One final campfire were stories were shared, opinions sought, arguments waged, and a generally good time was had by all. I think we probably managed to irritate some people as we talked amongst ourselves about the various presentations we had seen today. But I think everyone went away happy. We certainly had a good last night.
Our return journey home was as much fun as the drive to Hanover had been. This time we took the route, in reverse of course, that we had meant to take on the way up. The beginning was scenic enough but overall I guess the other route was better. It was certainly cheaper. We deposited Josh in Toledo (after only a couple micro-detours) a little bit before 1:00AM. We had to wake Amy up to unlock the door since Josh had not taken his keys. It's a good thing she isn't a super sound sleeper. Paul and I were dropped off next and Paul crashed on my couch. Elwira and Andy had to still drive another half an hour or so to get home but I imagine they were back home sometime around 2:30AM. We had had a long day, a long weekend, but it was all very enjoyable.

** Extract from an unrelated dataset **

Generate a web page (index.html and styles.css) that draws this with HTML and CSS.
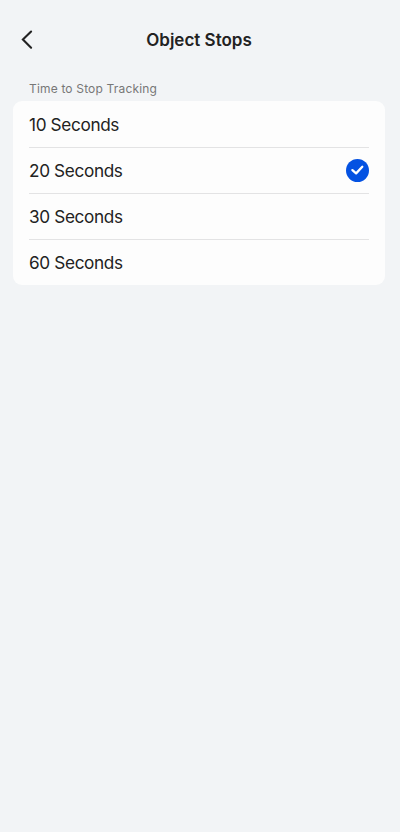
FILE: index.html
```html
<!DOCTYPE html>
<html lang="en">
<head>
<meta charset="utf-8">
<title>Object Stops</title>
<link rel="stylesheet" href="styles.css">
</head>
<body>
<header class="nav">
  <svg class="back" width="24" height="24" viewBox="0 0 24 24"><path d="M16.1 3.5 7.9 11.6l8.2 8.1"/></svg>
  <h1 class="title">Object Stops</h1>
</header>
<main class="content">
  <h2 class="label">Time to Stop Tracking</h2>
  <ul class="card">
    <li class="row"><span class="name">10 Seconds</span></li>
    <li class="row"><span class="name">20 Seconds</span><svg class="check" width="23" height="23" viewBox="0 0 23 23"><circle cx="11.5" cy="11.5" r="11.5"/><path d="m6.4 11.1 3.7 3.3 6.2-6.6"/></svg></li>
    <li class="row"><span class="name">30 Seconds</span></li>
    <li class="row"><span class="name">60 Seconds</span></li>
  </ul>
</main>
</body>
</html>
```
FILE: styles.css
```css
* { box-sizing: border-box; margin: 0; padding: 0; }
body { min-height: 832px; background: #f2f4f6; color: #222; font-family: Inter, sans-serif; }
.nav { display: grid; grid-template-columns: 24px 1fr 26px; align-items: center; height: 79px; padding: 0 15px; }
.back { fill: none; stroke: #222; stroke-width: 2.1; stroke-linecap: round; }
.title { font-size: 17px; font-weight: 600; line-height: 24px; text-align: center; }
.content { padding: 0 15.5px 0 13px; }
.label { height: 22px; padding-left: 16px; color: #777; font-size: 12px; font-weight: 400; line-height: 19px; letter-spacing: 0.17px; }
.card { height: 184px; padding: 0 15.5px 0 16px; border-radius: 9px; background: #fdfdfd; list-style: none; }
.row { display: flex; align-items: center; justify-content: space-between; height: 46px; border-top: 1px solid #e3e3e4; }
.row:first-child { border-top-color: transparent; }
.name { font-size: 17.2px; line-height: 24px; letter-spacing: -0.35px; }
.check { margin-top: -1px; }
.check circle { fill: #0452e2; }
.check path { fill: none; stroke: #fff; stroke-width: 2.3; stroke-linecap: round; stroke-linejoin: round; }
```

I don't know if I will go again to the Gathering. I don't think I would go if I wasn't giving a presentation. I may very well try to give a hiking with disabilities presentation again. Perhaps a second go around would see more people in attendance. It was certainly fun seeing people I knew. I learned some things along the way. However, if I did not have friends to go with I think attending the Gathering alone would be a letdown. Even tougher than say going to a major music festival by myself.